Sunday, January 20, 2008
SRO fire claims 3 lives in Brooklyn
Three Latin American immigrants living far from their families while eking out a living died Saturday in a blaze that swept the Brooklyn building where they rented rooms, authorities and neighbors said.
Two others were seriously hurt in the early-morning fire.
Four Dead, Several Hurt in Bronx, Brooklyn Fires
"They all lived alone, and I don't know if they were legal immigrants," said Ahmed Tebet, who works at the New Way Supermarket grocery store next door to the fire.
One victim jumped from a window to escape the blaze, and the other four were found unconscious in one room, firefighters said.
It took 60 firefighters about 40 minutes to get control of the blaze, which was reported shortly before 7 a.m. on the top floor of a two-story building on 18th Avenue near New Utrecht Avenue in Brooklyn's Bensonhurst neighborhood.
Ahmed Tebet, who works at the New Way Supermarket grocery store next door to the fire, said the building was occupied by single young men from Guatemala who worked in construction and house painting.
They lived above a 99 Cent Plus Store in an ethnically mixed neighborhood - Italian, Arabic and Hispanic - of mostly single-family homes.
In recent years, a new wave of Latin American immigrants have moved to the neighborhood, which for decades was mostly populated by working-class Italian-Americans.

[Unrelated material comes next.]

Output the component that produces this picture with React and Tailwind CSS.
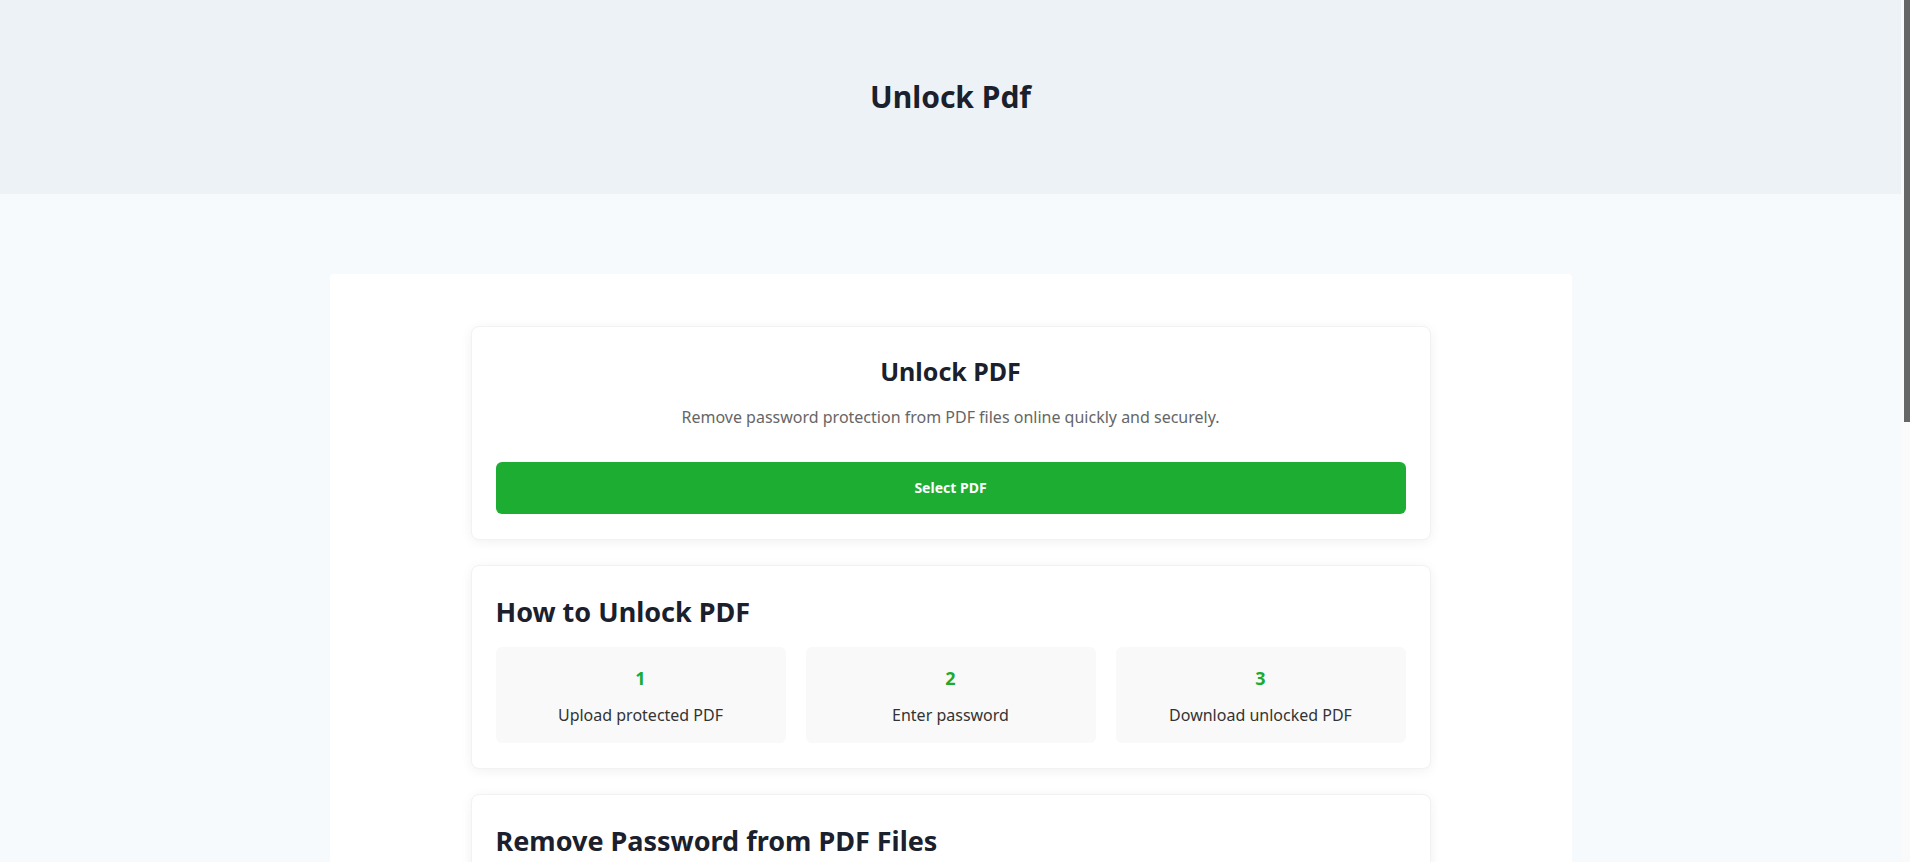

Many young workers get up before dawn to line 18th Avenue, Bensonhurst's main artery, and wait to be picked up by contractors' vans for day jobs, sending their meager earnings to families back home.
3 Die in Fire at Brooklyn Apartment
Residents and merchants in the neighborhood said the apartment had three or four bedrooms and housed as many as 10 Guatemalan workers.
Emilio Chavez, 30, an immigrant from Guatemala who lives about a block away, said he usually came out about 7 a.m. to look for work. In the winter, he said, he only works about two days a week. When it is warm, he said, he works nearly every day, usually making about $80 per day.
Mr. Chavez said the four-bedroom apartment where he lives in is usually occupied by nine or 10 men at a time.
“I worry about fires,” he said. “Yes, maybe my apartment catch fire, too.”
Photo from 1010WINS.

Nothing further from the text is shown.